In 1978, six years before the 1984 Olympics that changed everything, 11 fires in four Southern California counties destroyed more than 200 homes, killed three people and hurt at least 50. From the LA Fire Department historical archive:
“With or without sufficient and sophisticated resources and backbreaking effort, Southern California is ultimately at the mercy of weather, fate and firebugs – a big, fragile, arterial oasis in a natural desert.”
The 1993 Old Topanga Fire burned across Malibu for 10 days. It would kill three people, destroy 359 homes and burn 18,000 acres.
What is it about the Olympics that sparks (word used intentionally) such fear? In the next couple years, the World Cup and the Super Bowl are coming here, too. No one remotely is suggesting they ought to be canceled. But the Olympics? Why catastrophize?
In November 2023, fire erupted under a portion of what we call the 10, meaning Interstate 10, the Santa Monica Freeway, just east of downtown Los Angeles, a roadway that sees 300,000 vehicles daily. The fire caused major damage to the 10. Initial estimates were that it would take three to five weeks to fix. It got done in eight days.
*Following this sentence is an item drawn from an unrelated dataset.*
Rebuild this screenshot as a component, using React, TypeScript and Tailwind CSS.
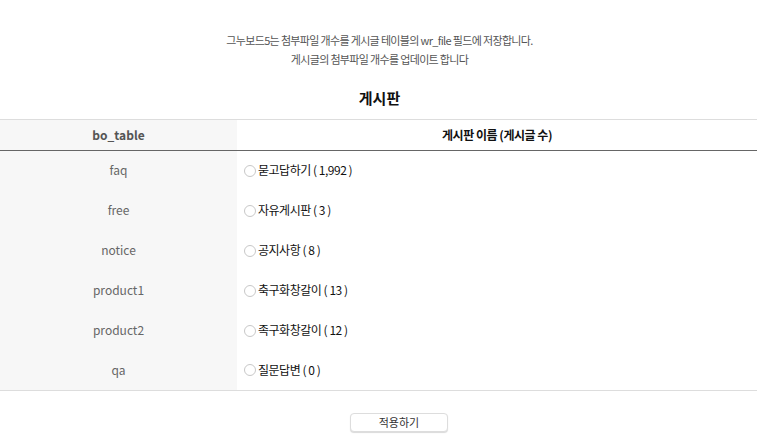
import React from "react";

interface Board {
  id: string;
  name: string;
  count: string;
}

const boards: Board[] = [
  { id: "faq", name: "묻고답하기", count: "1,992" },
  { id: "free", name: "자유게시판", count: "3" },
  { id: "notice", name: "공지사항", count: "8" },
  { id: "product1", name: "축구화창갈이", count: "13" },
  { id: "product2", name: "족구화창갈이", count: "12" },
  { id: "qa", name: "질문답변", count: "0" },
];

export default function App() {
  return (
    <div
      className="w-[759px] h-[439px] bg-white overflow-hidden"
      style={{ fontFamily: '"Noto Sans CJK KR", "Noto Sans", sans-serif' }}
    >
      <div className="pt-[31px] text-center text-[11px] leading-[19px] text-[#555] tracking-[-0.06em]">
        <p>그누보드5는 첨부파일 개수를 게시글 테이블의 wr_file 필드에 저장합니다.</p>
        <p>게시글의 첨부파일 개수를 업데이트 합니다</p>
      </div>

      <h2 className="mt-[19px] text-center text-[15px] leading-[20px] font-bold text-[#111]">게시판</h2>

      <table className="mt-[11px] w-[757px] border-collapse border-t border-[#ddd] text-[12px]">
        <thead>
          <tr className="h-[31px] border-b border-[#666]">
            <th className="w-[237px] bg-[#f7f7f7] font-semibold text-[#555] text-center">bo_table</th>
            <th className="font-bold text-[#111] text-center tracking-[-0.04em]">게시판 이름 (게시글 수)</th>
          </tr>
        </thead>
        <tbody className="border-b border-[#ddd]">
          {boards.map((b) => (
            <tr key={b.id} className="h-[40px]">
              <td className="bg-[#f7f7f7] text-center text-[#666] pb-[1px]">{b.id}</td>
              <td className="pl-[7px] pb-[1px]">
                <label className="flex items-center gap-[2px] text-[#111] tracking-[-0.04em]">
                  <span className="inline-block w-[12px] h-[12px] mt-[1px] rounded-full border border-[#c8c8c8] bg-white"></span>
                  <span>
                    {b.name} ( {b.count} )
                  </span>
                </label>
              </td>
            </tr>
          ))}
        </tbody>
      </table>

      <div className="mt-[17px] pl-[350px]">
        <button className="w-[98px] h-[19px] rounded-[4px] border border-[#ddd] bg-white shadow-[0_1px_1px_rgba(0,0,0,0.15)] text-[11px] leading-[17px] text-[#333]">
          적용하기
        </button>
      </div>
    </div>
  );
}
The fires are still not out in the Palisades, a bedroom community in the northwestern corner of Los Angeles. Role in the Olympics? Zero. Altadena, just north of Pasadena, site of the Eaton fire, is likewise a suburb. Role in the Games? None.
Santa Monica is just south of the Palisades. It is not on fire. Across the 405 freeway to the east is UCLA. That’s where the athletes’ village will be. It is not on fire.
Farther south of Santa Monica lies LAX. To its east, under the flight path, sits SoFi Stadium and the new LA Clippers arena, both in urban Inglewood. They are not on fire. Neither is the Coliseum, across the street from USC near downtown Los Angeles, nor the Rose Bowl, in Pasadena. The venues in Carson are south, way down the 405 from the fires. Similarly, the venues in Long Beach? Down from where the 710 freeway dead-ends near-ish Pasadena, also a long way away.
The only Olympic venue at risk? That would be Riviera Country Club, proposed site of the 2028 golf tournament.
Worst-case scenario: golf is played in 2028 at Torrey Pines in San Diego or Pebble Beach up in northern California, or somewhere.
Meantime, let’s everyone remember that in the United States an organizing committee is privately financed. So, no government money needs to be – or possibly would be- re-allocated to make the $6.9 billion LA28 budget.
Again and again and again: the city would be responsible for the first $270 million of any organizing committee cost overrun but the odds of this organizing committee not making its budget are – absent The Big Earthquake or some other apocalypse – next to zero.
Prediction: the organizing committee will register a surplus. Probably a significant one.
Will the city likely be paying overtime in 2028 to firefighters and police officers? Yes. Has this been foreseeable for a long time? Yes. Before this week’s fires? Yes.
My wife and I live about 20 kilometers from the Palisades, in a beach town south of LAX. We are, so far, fine, and appreciate the kind words from those who have reached out.
That said, we know many, many who have lost their homes, and of course this is the heart-wrenching story of the fires. It’s also the reason why the Games can, should and will be held in Los Angeles in 2028.
It has been said before at this website and will be repeated here now:
Life demands two things most of all, water and hope. At their core, the Olympics is about hope.
In the Palisades, a good friend who has been around the Olympic scene since 1984 lost his home. Same over in Altadena: an LA Times reporter colleague from back in the day lost his house. Same story back in the Palisades, now the sister of the newly elected district attorney – the DA and I have known each other for nearly 30 years.
The Forward reports that while the Kehillat Israel synagogue in the Palisades is still standing (even as the Presbyterian church two buildings over “was flattened”), all three rabbis lost their homes and so did 300 families. My wife and I know one of those families well.
Just, please, one more story, because – after having been part of life in Southern California amid riots, earthquakes, prior fires and so much more – it says so, so much about Los Angeles, and the centrality of hope and goodwill in our world, fragile and broken and, sometimes, burned:
In the Palisades, as the LA Times reported, St. Matthew’s parish school and church says at least 75% of its members lost their homes. The school was destroyed. The church suffered “serious damage.”
“God’s will has nothing to do with this fire,” Los Angeles Episcopal Bishop John Taylor told the paper.
“God’s will is urgently desiring that people come together and devote themselves to each other’s healing.”